# How can I find the time of flight between spheres of influence?

I'm simulating an interplanetary trajectory between two spheres of influence. I have already simulated a hyperbolic escape within the sphere of influence and have arrived at the boundary of the sphere of influence of the starting planet, where I'm trying to patch the escape hyperbola conic to an hohmann transfer ellipse and determine how long it will take to reach the other planet's sphere of influence (where I would need to patch from the hohmann transfer ellipse to another hyperbola within the destination planet's sphere of influence). In the simulation I can simply do this by trial and error (i.e. simulate the trajectories of the transfer ellipse and see when it falls within the sphere of influence's radius).

However, I was wondering if there is a way to do this analytically using orbital mechanics principles. Given that I have the spacecraft's initial position and velocity with respect to the sun (and therefore can derive all other orbital elements as required), as well as the destination planet's initial position and velocity w.r.t. the sun, how can I find the time of flight to reach the sphere of influence of the destination planet?

I think the key to solving this problem lies in parameterizing the true anomalies of the spacecraft's trajectory and the planet's trajectory as a function of time and starting anomaly. Is there a way to do this?

Sorry, I can't promise you a perfect answer. Firstly, I found this page helpful - http://www.bogan.ca/orbits/gravasst/gravasst.html. Unfortunately the structure has changed a bit since I used it, but useful info is still there.

I made a tool to model 'grand Tour' scenarios. I did this by modelling a closed ellipse intersecting with the orbit path of the target 'slingshot' planet. At the point the planet became the dominant gravitational influence the model switched to hyperbolic transition. Once the sun became the dominant gravitational influence again I switched to a closed ellipse with the next planet (for slingshot) as target. I can share the matlab code for the transition and ellipse models if this helps. I would say it wasn't a perfect solution, but it did verify the Voyager trajectories. Best wishes Stephen

There probably isn't a straightforward way to do this that doesn't involve numerical methods of some type. When I was solving a similar problem for my Kerbal Space Program persistence file reader, my method was basically:

Create a function that accepts time as argument and:

• Calculates True Anomaly as a function of time from the orbital parameters. (Since there's no closed-form way to go from Eccentric Anomaly to Mean Anomaly, I relied on Newton's Method for that step.)
• Uses that True Anomaly, and the orbital parameters (Argument of Periapsis, Oribital Inclination, Longitude of the Ascending Node) to convert that into Cartesian Coordinates for both the planet and the spacecraft.
• Outputs the distance between the planet and the spacecraft at the specified time.

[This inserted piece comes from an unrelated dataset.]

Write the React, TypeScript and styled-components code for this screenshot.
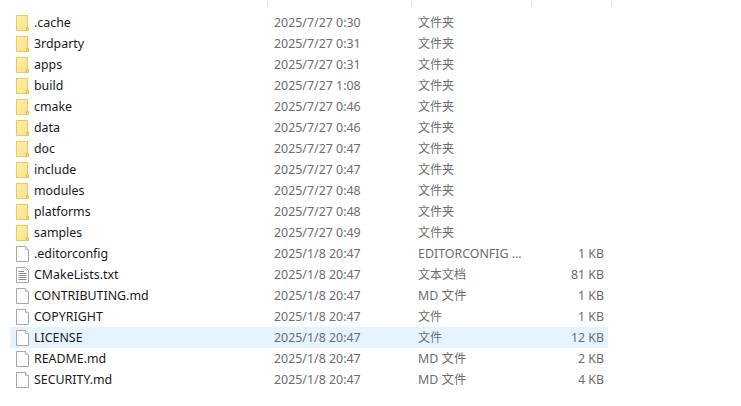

Edit: Whoops, forgot a step in my method.

Form there, I defined a time range for investigation of a sphere of influence intercept by calculating the next times that the spacecraft would be at a distance from the star between [Planet's Periapsis - Sphere of Influence Radius] and [Planet's Apoapsis + Sphere of influence radius]

I used a Golden Section Search on the function to find the time of closest approach during that time range,(ignoring Sphere of Influence effects) and calculated the distance at that time. If that distance was greater than the Sphere of Influence radius, I assumed no interception of the Sphere of Influence would occur during that time range, and could move to the time period where the spacecraft was in range of interception to check, if desired.

If the distance was less than the sphere of influence radius., I wound up using Ridder's Method on the resulting function to find the very next time that the distance between the spacecraft and the planet was exactly the radius of the planet's Sphere of Influence. The initial boundaries on this search were the start of the interception range period, and the previously determined closest-approach time.

If a root was found in the time range specified, I had my intercept time, and time of flight is just subtraction once you've got that.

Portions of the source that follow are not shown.